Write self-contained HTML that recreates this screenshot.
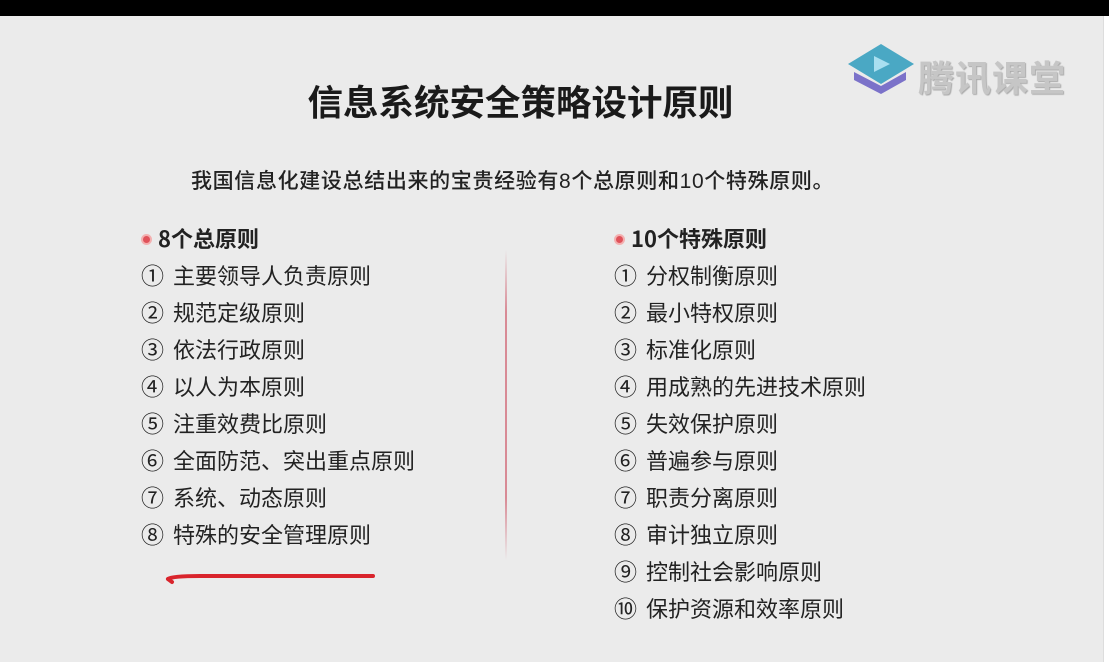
<!DOCTYPE html>
<html><head><meta charset="utf-8"><style>
body{margin:0;width:1109px;height:662px;background:#ebebeb;position:relative;overflow:hidden;font-family:"Liberation Sans","Noto Sans CJK SC",sans-serif;color:#222}
.top{position:absolute;left:0;top:0;width:1109px;height:16px;background:#000}
.edge{position:absolute;left:1103px;top:16px;width:6px;height:646px;background:#fff;border-left:1px solid #ddd}
.t{position:absolute;left:0;width:1041px;text-align:center;top:75px;font-size:35.5px;font-weight:bold;color:#1a1a1a}
.s{position:absolute;left:191px;top:165px;font-size:21px;color:#222;letter-spacing:0.65px;font-weight:500}
.col{position:absolute;top:220px;font-size:22px;line-height:37px;font-family:"Noto Sans CJK SC",sans-serif}
.col div{white-space:nowrap;height:37px;overflow:visible}
.n{display:inline-block;width:32px;font-size:23px;line-height:20px;vertical-align:baseline}
.h{font-weight:bold;font-size:22px}
.dot{display:inline-block;border-radius:50%;background:#e0525a;border:2px solid #f3b0b0;margin-right:6px;vertical-align:2px;width:7px;height:7px}
.div{position:absolute;left:505px;top:250px;width:2px;height:310px;background:linear-gradient(#ebebeb,#d88a95 20%,#d88a95 80%,#ebebeb)}
.logo{position:absolute;left:918px;top:50px;font-size:36px;font-weight:bold;color:#c6c6c6;letter-spacing:1px;text-shadow:1px 1px 1px #aaa}
</style></head><body>
<div class="top"></div><div class="edge"></div>
<svg style="position:absolute;left:848px;top:42px" width="66" height="54" viewBox="0 0 66 54">
<path d="M6 30 L33 44 L58 30 L58 38 L33 52 L6 38Z" fill="#7b72c9"/>
<path d="M0 22 L33 2 L66 22 L33 42Z" fill="#4aa8c4"/>
<path d="M26 14 L42 22 L26 30Z" fill="#a9dff0"/>
</svg>
<div class="logo">腾讯课堂</div>
<div class="t">信息系统安全策略设计原则</div>
<div class="s">我国信息化建设总结出来的宝贵经验有8个总原则和10个特殊原则。</div>
<div class="col" style="left:141px">
<div class="h"><span class="dot"></span>8个总原则</div>
<div><span class="n">①</span>主要领导人负责原则</div><div><span class="n">②</span>规范定级原则</div><div><span class="n">③</span>依法行政原则</div><div><span class="n">④</span>以人为本原则</div><div><span class="n">⑤</span>注重效费比原则</div><div><span class="n">⑥</span>全面防范、突出重点原则</div><div><span class="n">⑦</span>系统、动态原则</div><div><span class="n">⑧</span>特殊的安全管理原则</div>
</div>
<div class="div"></div>
<div class="col" style="left:614px">
<div class="h"><span class="dot"></span>10个特殊原则</div>
<div><span class="n">①</span>分权制衡原则</div><div><span class="n">②</span>最小特权原则</div><div><span class="n">③</span>标准化原则</div><div><span class="n">④</span>用成熟的先进技术原则</div><div><span class="n">⑤</span>失效保护原则</div><div><span class="n">⑥</span>普遍参与原则</div><div><span class="n">⑦</span>职责分离原则</div><div><span class="n">⑧</span>审计独立原则</div><div><span class="n">⑨</span>控制社会影响原则</div><div><span class="n">⑩</span>保护资源和效率原则</div>
</div>
<svg style="position:absolute;left:160px;top:568px" width="220" height="20"><path d="M8 11 Q12 8 40 8 L213 8" stroke="#d9242c" stroke-width="4" fill="none" stroke-linecap="round"/><path d="M8 11 L12 14" stroke="#d9242c" stroke-width="4" stroke-linecap="round"/></svg>
</body></html>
=-=-=
▸ EXERCISE: Images in the data above are to be skipped. Retype all other material exactly.

▸ WORKED SOLUTION:
Write self-contained HTML that recreates this screenshot.
<!DOCTYPE html>
<html><head><meta charset="utf-8"><style>
body{margin:0;width:1109px;height:662px;background:#ebebeb;position:relative;overflow:hidden;font-family:"Liberation Sans","Noto Sans CJK SC",sans-serif;color:#222}
.top{position:absolute;left:0;top:0;width:1109px;height:16px;background:#000}
.edge{position:absolute;left:1103px;top:16px;width:6px;height:646px;background:#fff;border-left:1px solid #ddd}
.t{position:absolute;left:0;width:1041px;text-align:center;top:75px;font-size:35.5px;font-weight:bold;color:#1a1a1a}
.s{position:absolute;left:191px;top:165px;font-size:21px;color:#222;letter-spacing:0.65px;font-weight:500}
.col{position:absolute;top:220px;font-size:22px;line-height:37px;font-family:"Noto Sans CJK SC",sans-serif}
.col div{white-space:nowrap;height:37px;overflow:visible}
.n{display:inline-block;width:32px;font-size:23px;line-height:20px;vertical-align:baseline}
.h{font-weight:bold;font-size:22px}
.dot{display:inline-block;border-radius:50%;background:#e0525a;border:2px solid #f3b0b0;margin-right:6px;vertical-align:2px;width:7px;height:7px}
.div{position:absolute;left:505px;top:250px;width:2px;height:310px;background:linear-gradient(#ebebeb,#d88a95 20%,#d88a95 80%,#ebebeb)}
.logo{position:absolute;left:918px;top:50px;font-size:36px;font-weight:bold;color:#c6c6c6;letter-spacing:1px;text-shadow:1px 1px 1px #aaa}
</style></head><body>
<div class="top"></div><div class="edge"></div>
<svg style="position:absolute;left:848px;top:42px" width="66" height="54" viewBox="0 0 66 54">
<path d="M6 30 L33 44 L58 30 L58 38 L33 52 L6 38Z" fill="#7b72c9"/>
<path d="M0 22 L33 2 L66 22 L33 42Z" fill="#4aa8c4"/>
<path d="M26 14 L42 22 L26 30Z" fill="#a9dff0"/>
</svg>
<div class="logo">腾讯课堂</div>
<div class="t">信息系统安全策略设计原则</div>
<div class="s">我国信息化建设总结出来的宝贵经验有8个总原则和10个特殊原则。</div>
<div class="col" style="left:141px">
<div class="h"><span class="dot"></span>8个总原则</div>
<div><span class="n">①</span>主要领导人负责原则</div><div><span class="n">②</span>规范定级原则</div><div><span class="n">③</span>依法行政原则</div><div><span class="n">④</span>以人为本原则</div><div><span class="n">⑤</span>注重效费比原则</div><div><span class="n">⑥</span>全面防范、突出重点原则</div><div><span class="n">⑦</span>系统、动态原则</div><div><span class="n">⑧</span>特殊的安全管理原则</div>
</div>
<div class="div"></div>
<div class="col" style="left:614px">
<div class="h"><span class="dot"></span>10个特殊原则</div>
<div><span class="n">①</span>分权制衡原则</div><div><span class="n">②</span>最小特权原则</div><div><span class="n">③</span>标准化原则</div><div><span class="n">④</span>用成熟的先进技术原则</div><div><span class="n">⑤</span>失效保护原则</div><div><span class="n">⑥</span>普遍参与原则</div><div><span class="n">⑦</span>职责分离原则</div><div><span class="n">⑧</span>审计独立原则</div><div><span class="n">⑨</span>控制社会影响原则</div><div><span class="n">⑩</span>保护资源和效率原则</div>
</div>
<svg style="position:absolute;left:160px;top:568px" width="220" height="20"><path d="M8 11 Q12 8 40 8 L213 8" stroke="#d9242c" stroke-width="4" fill="none" stroke-linecap="round"/><path d="M8 11 L12 14" stroke="#d9242c" stroke-width="4" stroke-linecap="round"/></svg>
</body></html>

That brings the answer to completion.